Tuesday, April 5, 2011

Fooled by April (Or, the Rookie Strike Zone)

Somehow, the end of March fogged me up, with its renogade snow storms and relentless gray.

I missed chronicling high school basketball, I spaced out on Leonard Nimoy's 80th birthday (otherwise known as Blaiserblog's Second Blogiversary), and I completely missed sinking the calendrical boat with spinily barbed April Fool's witticisms. It's almost as if I've forgotten the basics...



I've been too distracted by the glorious return of baseball, possibly, and for my punishment, the hyperbolic Red Sox have gone 0-3 thus far in the 2011 season.

And so, I will make amends to the gods of ash and leather by attempting to live-blog the Sox Home Opener at Fenway Park versus.... Oh you know, Those Other Guys.

"Point" your browsers, your aluminum-foil-hat-antennae, and your birch water-dowsing sticks at this space on Friday, April 8. Coverage begins at 1:45 p.m. EDT. First pitch is rumored at 2:05, with the alleged John Lackey on the mound. (If it were me, I'd start Wakefield and call it a day.) I'll even be turning comment moderation off, so feel free to spout off, as one does.



In the meantime, rent yourself a VHS copy of "Bull Durham" and get hip to arguably the best result thusfar of this American Experiment we like to call home.* And go watch some spring ball in your neighborhood park diamond. They drafted me to umpire my kid's scrimmage the other day and I wound up calling six innings of balls and strikes to 5th and 6th graders.
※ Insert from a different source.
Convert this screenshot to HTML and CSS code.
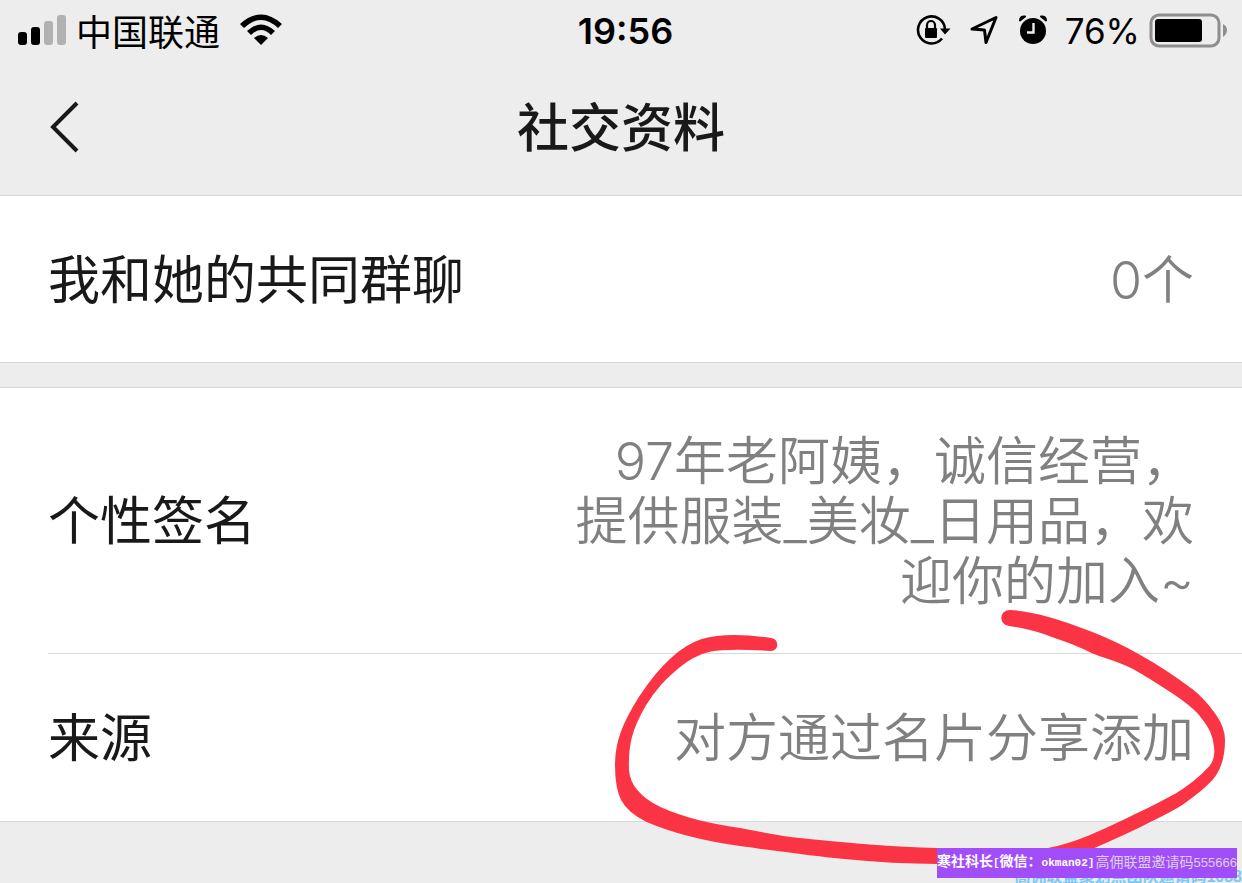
FILE: index.html
```html
<!DOCTYPE html>
<html lang="zh-CN">
<head>
    <meta charset="UTF-8">
    <meta name="viewport" content="width=device-width, initial-scale=1.0">
    <title>社交资料</title>

    <link rel="stylesheet" href="styles.css">
</head>
<body>
    <!-- Status Bar -->
    <div class="status-bar">
        <div class="status-left">
            <svg class="signal" width="50" height="32" viewBox="0 0 50 32">
                <rect x="1" y="18" width="9" height="13" rx="3"/>
                <rect x="14" y="13" width="9" height="18" rx="3"/>
                <rect x="27" y="7" width="9" height="24" rx="3" fill="#b1b1b1"/>
                <rect x="40" y="1" width="9" height="30" rx="3" fill="#b1b1b1"/>
            </svg>
            <span class="carrier">中国联通</span>
            <svg class="wifi" width="42" height="32" viewBox="0 0 42 32">
                <path d="M0 10Q21-9 42 10L38 14Q21-2 4 14Z"/>
                <path d="M7 17Q21 4 35 17L31 21Q21 11 11 21Z"/>
                <path d="M14 24Q21 18 28 24L21 31Z"/>
            </svg>
        </div>
        <div class="clock">19:56</div>
        <div class="status-right">
            <svg width="36" height="32" viewBox="0 0 36 32">
                <path d="M27 24.500A13.500 13.500 0 1 1 30 15" fill="none" stroke="#000" stroke-width="2.600"/>
                <path d="M25 14.500H35.500L30 20.500Z"/>
                <rect x="10" y="14" width="12" height="10" rx="1"/>
                <path d="M12 15V11a4 4 0 0 1 8 0V15" fill="none" stroke="#000" stroke-width="2.200"/>
            </svg>
            <svg width="30" height="32" viewBox="0 0 30 32">
                <path d="M3 15L27 3.500L17 28.500L15.500 16Z" fill="none" stroke="#000" stroke-width="3" stroke-linejoin="round"/>
            </svg>
            <svg width="30" height="32" viewBox="0 0 30 32">
                <circle cx="16" cy="17" r="13"/>
                <path d="M3 6.500Q3 2 8 2.500ZM29 6.500Q29 2 24 2.500Z" stroke="#000" stroke-width="2" stroke-linejoin="round"/>
                <path d="M16.500 9V18.500H10" fill="none" stroke="#ededed" stroke-width="2.400"/>
            </svg>
            <span class="percent">76%</span>
            <svg class="battery" width="80" height="36" viewBox="0 0 80 36">
                <rect x="3" y="3" width="68" height="31" rx="8" fill="none" stroke="#8e8e8e" stroke-width="3"/>
                <rect x="7" y="7" width="47" height="23" rx="3"/>
                <path d="M75 12Q79 14 79 18Q79 22 75 25Z" fill="#8e8e8e"/>
            </svg>
        </div>
    </div>

    <!-- Header -->
    <header class="header">
        <a class="back" href="#" aria-label="返回">
            <svg width="32" height="56" viewBox="0 0 32 56">
                <path d="M29 2L5 26L29 50" fill="none" stroke="#191919" stroke-width="4"/>
            </svg>
        </a>
        <h1>社交资料</h1>
    </header>

    <main class="content">
        <section class="group">
            <div class="row">
                <span class="label">我和她的共同群聊</span>
                <span class="value">0个</span>
            </div>
        </section>

        <section class="group">
            <div class="row">
                <span class="label">个性签名</span>
                <span class="value">97年老阿姨，诚信经营，<br>提供服装_美妆_日用品，欢<br>迎你的加入~</span>
            </div>
            <div class="row">
                <span class="label">来源</span>
                <span class="value">对方通过名片分享添加</span>
            </div>
        </section>

        <!-- Red marker circle -->
        <svg class="marker" width="642" height="283" viewBox="600 600 642 283">
            <path d="M771 639C745 635 722 634 702 640C680 647 660 667 640 697C623 724 616 742 616 765C616 795 622 809 647 821C675 833 705 840 740 845C800 853 865 863 937 863C1010 865 1065 861 1092 848C1110 840 1126 833 1142 825C1156 818 1170 812 1182 804C1194 795 1199 792 1207 784C1219 774 1224 758 1224 740C1224 730 1220 722 1215 715C1208 705 1201 697 1192 690C1176 678 1160 667 1142 657C1126 648 1110 640 1092 633C1062 621 1035 612 1010 611C1000 611 1000 624 1009 625C1025 627 1040 631 1055 637C1067 641 1080 646 1092 652C1106 658 1121 661 1135 669C1148 676 1160 684 1172 692C1184 700 1194 707 1201 716C1210 727 1214 735 1215 747C1216 755 1215 761 1210 767C1200 778 1187 788 1175 795C1164 801 1153 807 1142 812C1110 827 1080 843 1048 849C1010 851 980 850 937 849C890 848 850 844 800 839C780 837 760 833 740 829C710 825 680 817 660 808C640 798 629 785 628 770C627 745 631 729 645 705C656 687 665 679 675 670C700 649 713 646 771 650C778 650 778 640 771 639Z"/>
        </svg>
    </main>

    <!-- Watermarks -->
    <div class="watermark">高佣联盟聚划点团队邀请码1088</div>
    <div class="badge"><strong>寒社科长<span class="mono">[</span>微信：<span class="mono">okman02]</span></strong><span class="code">高佣联盟邀请码<span class="digits">555666</span></span></div>
</body>
</html>
```
FILE: styles.css
```css
/* ======= General Styling ======= */
* {
    box-sizing: border-box;
}

body {
    font-family: Inter, "Noto Sans CJK SC", sans-serif;
    margin: 0;
    min-height: 100vh;
    position: relative;
    overflow: hidden;
    background: #ededed;
    color: #191919;
}

svg {
    display: block;
    flex-shrink: 0;
}

/* ======= Status Bar ======= */
.status-bar {
    display: grid;
    grid-template-columns: 1fr auto 1fr;
    align-items: center;
    height: 60px;
    padding: 0 14px 0 17px;
    color: #000;
    font-size: 36px;
}

.status-left,
.status-right {
    display: flex;
    align-items: center;
}

.carrier {
    margin: 0 20px 0 9px;
}

.clock {
    padding: 2px 0 0 6px;
    font-weight: 600;
}

.status-right {
    justify-content: flex-end;
    gap: 18px;
}

.percent {
    padding-top: 2px;
    font-size: 35px;
}

.battery {
    margin-left: -10px;
}

/* ======= Header ======= */
.header {
    display: grid;
    grid-template-columns: 1fr auto 1fr;
    align-items: center;
    height: 136px;
    padding: 2px 48px 0;
    border-bottom: 1px solid #d8d8d8;
}

.header h1 {
    margin: 0;
    font-size: 52px;
    font-weight: 500;
    line-height: 60px;
}

.back {
    justify-self: start;
}

/* ======= Rows ======= */
.content {
    position: relative;
}

.group {
    background: #fff;
    border-bottom: 1px solid #d8d8d8;
}

.group + .group {
    margin-top: 24px;
    border-top: 1px solid #d8d8d8;
}

.row {
    display: flex;
    align-items: center;
    justify-content: space-between;
    margin-left: 48px;
    padding: 44px 48px 41px 0;
    min-height: 166px;
    font-size: 52px;
    line-height: 60px;
}

.row + .row {
    min-height: 168px;
    border-top: 1px solid #d8d8d8;
}

.value {
    color: #808080;
    font-weight: 350;
    text-align: right;
}

/* ======= Overlays ======= */
.marker {
    position: absolute;
    right: 0;
    top: 404px;
    fill: #fb3445;
    stroke: #fb3445;
    stroke-width: 2px;
    stroke-linejoin: round;
}

.watermark {
    position: absolute;
    right: 0;
    bottom: -6px;
    color: #7cc8f4;
    font-family: "Liberation Sans", "Noto Sans CJK SC", sans-serif;
    font-size: 16px;
    font-weight: 700;
    line-height: 24px;
}

.badge {
    position: absolute;
    right: 5px;
    bottom: 5px;
    display: flex;
    justify-content: space-between;
    width: 300px;
    height: 30px;
    background: #a24dfa;
    color: #fff;
    font-size: 14px;
    line-height: 26px;
    white-space: nowrap;
}

.mono {
    font-family: "Liberation Mono", monospace;
    font-size: 11px;
}

.code {
    color: #ddd0ee;
    line-height: 28px;
}

.digits {
    font-family: "Liberation Sans", sans-serif;
    font-size: 13px;
}
```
I loved it so much, I may foul-tip my way onto the Umpire Committe. Surprisingly, my son's still speaking to me, despite Saturday's elastic, rookie strike zone.



That's all any of us are doing, really--calling 'em as we see 'em. Life being what it is, hopefully we spray our mistakes in an even-handed manner.

Thanks for stopping by, and please remember that just because you can't buy my blog posts on the Home Shopping Network, it doesn't mean that the shrewd reader won't find an amazing deal on some deeply discounted prose. So poke around a bit.

* Undoubtedly among the most awful sentences I've ever written.